«Dolce di cuore, dura di testa»
Questa settimana è scomparsa Miriam Mafai, giornalista, scrittrice e
esponente politica di primo piano dell'italia che usciva dalla guerra.
Ha partecipato anche alla fondazione del quotidiano "la Repubblica".
Affidiamo il nostro ricordo ad Alfredo Reichlin caro amico di Miriam.
Mi è molto difficile dire addio a Miriam Mafai, cara amica, rara. È triste, perfino angoscioso, per me almeno, scrivere queste righe nell’Italia volgare e corrotta di oggi. E avendo nella mente l’immagine fulgente di quella ragazza di allora: come io la conobbi. In un’altra Italia. Nella Roma che usciva dalla guerra povera e affamata nel senso letterale della parola. Ma piena di slancio, di speranze, e soprattutto di fiducia: l’enorme fiducia nell’avvenire di noi ragazzi che avevamo preso le armi. Libertà e giustizia erano lì alla nostra portata. E non parlo solo della libertà politica ma quella di essere se stessi, di crescere, di pensare.
Tante cose di quel tempo io ho dimenticato ma non l’ebbrezza della felicità: l’immensa felicità della politica che si fa storia. È lì che conobbi Miriam: bella e ridente, la sua travolgente risata.
Era una donna vera. E si portava dietro tante cose: una famiglia straordinaria, il padre Mario Mafai pittore grandissimo e la madre Antonietta Rafael scultrice, misteriosa, l’immagine stessa dell'artista che viene non si sa da dove e la cui meta è sconosciuta. E poi Miriam e le sue sorelle. È soprattutto lei, la prima donna che mi intimidiva per la sua padronanza di sé, ironica, sottile. Forte e al tempo stesso molto terrestre (anche antiretorica: «Non raccontiamoci balle»).

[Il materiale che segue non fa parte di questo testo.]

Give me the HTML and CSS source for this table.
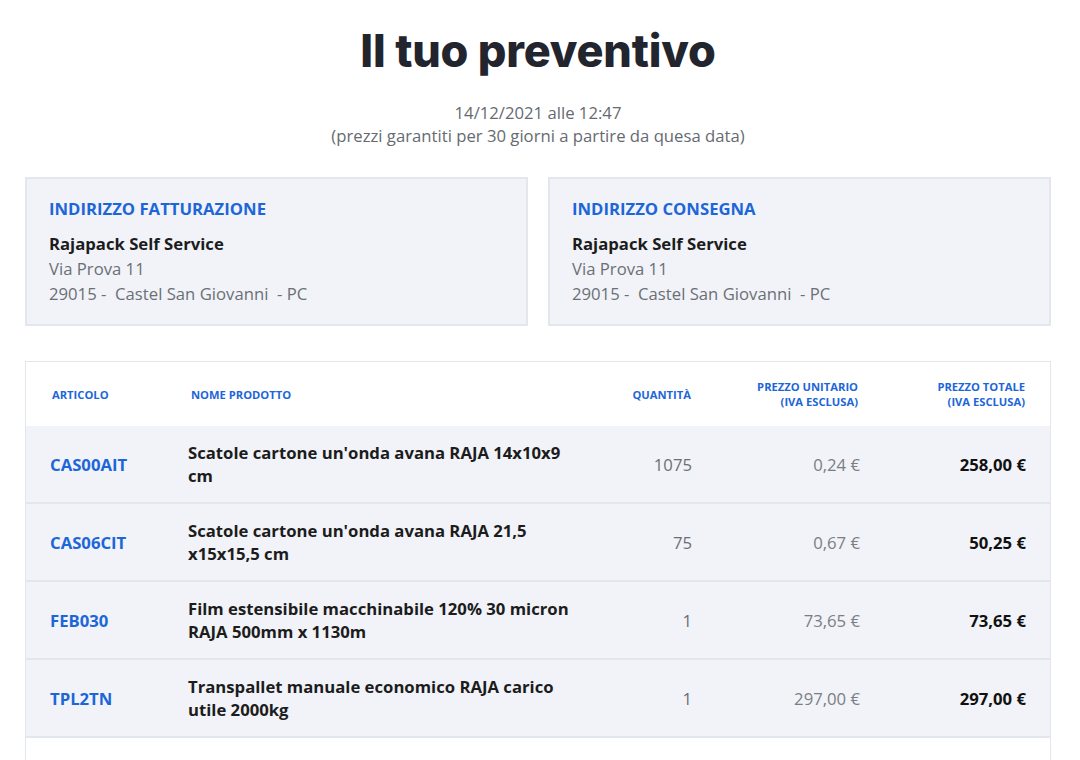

Il Pci ci travolse. La ritrovai a Pescara, moglie del segretario di quella federazione, un popolano molto intelligente, Umberto Scalia. Lei era immersa nella lotta dei braccianti della Marsica e dei minatori dell’alta valle del Pescara. Io redattore del l’Unità, uscivo dalla mitica scuola di Frattocchie e venivo mandato come molti altri per alcuni mesi in una piccola provincia per imparare che cos’è l’Italia vera e come si parla alla gente e si organizzano le lotte. Abbiamo fatto tanti comizi insieme: Bussi, Popoli, Manoppello.